Illustration a small sprout and a pen in the lapel pocket of a suit jacket.

Illustration: Gabriella Turrisi/Axios

Business titans like venture capitalist John Doerr and Atlassian co-founder Mike Cannon-Brookes are applying pressure in the boardrooms of companies and institutions to address the climate crisis.

Why it matters: The two men, each worth billions of dollars, are deviating from the ultrawealthy's traditional playbook when it comes to fighting the climate crisis.

Driving the news: Doerr, the Silicon Valley venture capital icon, announced Wednesday that he and his wife, Ann, would donate $1.1 billion to Stanford University to create the Stanford Doerr School of Sustainability, focused on climate change.

  • Separately, Cannon-Brookes announced Monday that he purchased an 11% stake in the Australian utility AGL Energy to stop it from spinning out its coal-burning business.

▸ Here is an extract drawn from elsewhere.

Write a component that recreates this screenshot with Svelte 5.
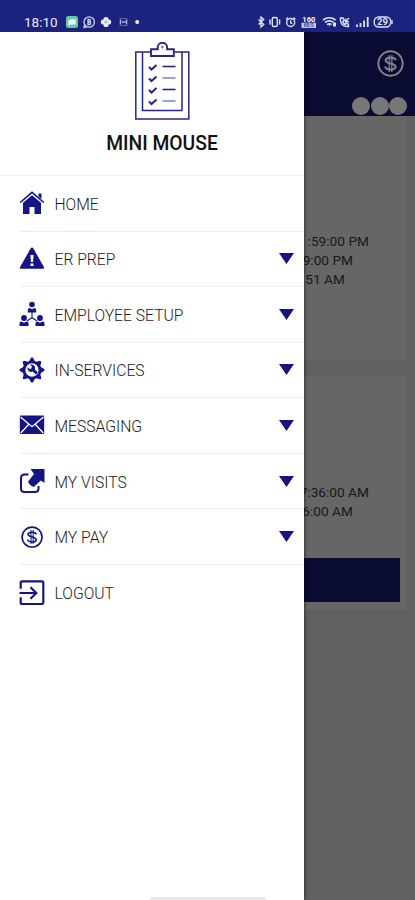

Flashback: Doerr, personally and through his role at Kleiner Perkins, was at ground zero of the cleantech 1.0 boom and subsequent bust.

State of play: Donating to a well-known university or buying a significant stake in a company as an activist investor are not new tools in an investor's tool box.

  • Other top-tier universities have also created separate schools focused on climate and sustainability issues as universities devote more resources to these areas, Axios' Andrew Freedman writes.
  • However, other business giants like Jeff Bezos have largely committed to philanthropic missions instead of exercising direct pressure in the boardroom or advisory board.

💭 Our thought bubble: Though philanthropy is undoubtedly a hugely influential force in climate science, investor pressure is arguably even more important.

  • And as Andrew points out, in Doerr's case, climate tech innovation could be one unique area in which Stanford's program could excel, given its ties to Silicon Valley.